Jornal GGN – “Interpretação jurídica e jurisprudência podem ser o produto de um esforço intelectual sincero e sedimentar uma tradição. Ou podem ser uma farsa. Entre a farsa e a integridade judicial reside a possibilidade do Estado de Direito”.
O alerta é de Hübner Mendes para os ministros do Supremo Tribunal Federal (STF), no artigo “STF: criticar para defender”, publicado nesta terça-feira (27), na Folha de S.Paulo. Hübner é professor de direito constitucional da USP, doutor em direito e ciência política e embaixador científico da Fundação Alexander von Humboldt no Brasil.
Para o professor, “é urgente observar ‘como’ o STF decide, além de discutir ‘o que’ decide”. “O ‘como’ do STF é arbitrário porque o humor ou interesse oculto de um ministro bastam para obstruir, por anos a fio, o plenário e a esfera pública; porque qualquer frase de efeito ou anedota pode passar por ‘argumento jurídico’ e ‘evidência’”, explica.
“É irresponsável porque não presta contas nem explica os critérios de suas escolhas e prioridades; porque viola regras da ética e decoro judicial; porque faz da obscuridade seu manto de proteção contra o escrutínio público. Parece mera etiqueta, porém nada é mais importante para a sobrevivência do STF”, completa.
Entre os exemplos dessa arbitrariedade destaca: “o caso sobre a Lei de Drogas, de 2011, que sofre seguidos adiamentos como se nada estivesse acontecendo (e a crise das prisões pudesse esperar); as liminares monocráticas que suspendem leis e voltam para a gaveta; os pedidos de vista que agridem o colegiado e postergam por tempo indefinido a solução do problema”.
“O compasso do STF não está em sintonia com o interesse público. Tampouco com a virtude da espera”, conclui o professor e pesquisador. Entre os exemplos recentes negativos dessa arbitrariedade, aponta, está o pagamento ilegal de auxílio-moradia para juízes.
“Por cinco anos, uma liminar precária de Fux garantiu que o ‘plus’ de R$ 5 bilhões, não reembolsados, fosse gasto com a magistocracia. Só cancelou a mesada quando o aumento salarial concedido pelo Congresso caiu na conta bancária. Uma ‘permuta’”, relembra.

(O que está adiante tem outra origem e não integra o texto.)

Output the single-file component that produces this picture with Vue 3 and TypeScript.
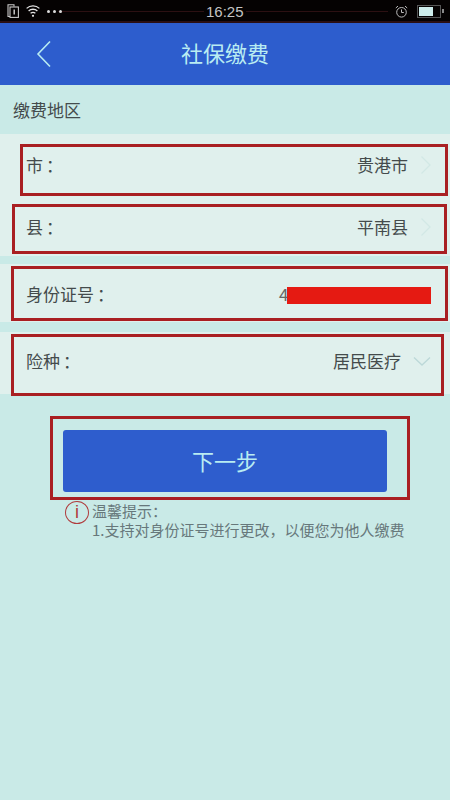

Hübner inclui ainda entre “as façanhas interpretativas e manipulações procedimentais”, o caso da execução provisória de pena. Em 2016, o Supremo entendeu que não feria a Constituição o fato de um réu passar a cumprir pena após condenação em segunda instância e, cerca de três anos depois, agora, em novembro de 2019, voltou a barrar a prisão antes de esgotados todos os recursos na Justiça. “[Essas alterações no entendimento] tornaram qualquer resultado merecedor de justa desconfiança”, reforça o professor.
Outro exemplo negativo é o inquérito policial aberto pelo STF para apurar fake news que ameaçam integrantes do tribunal. “[Para instaurar a ação, a Corte] burlou sorteio entre ministros e fez do gabinete pré-selecionado uma delegacia contra os inimigos da corte”, destaca Hübner Mendes.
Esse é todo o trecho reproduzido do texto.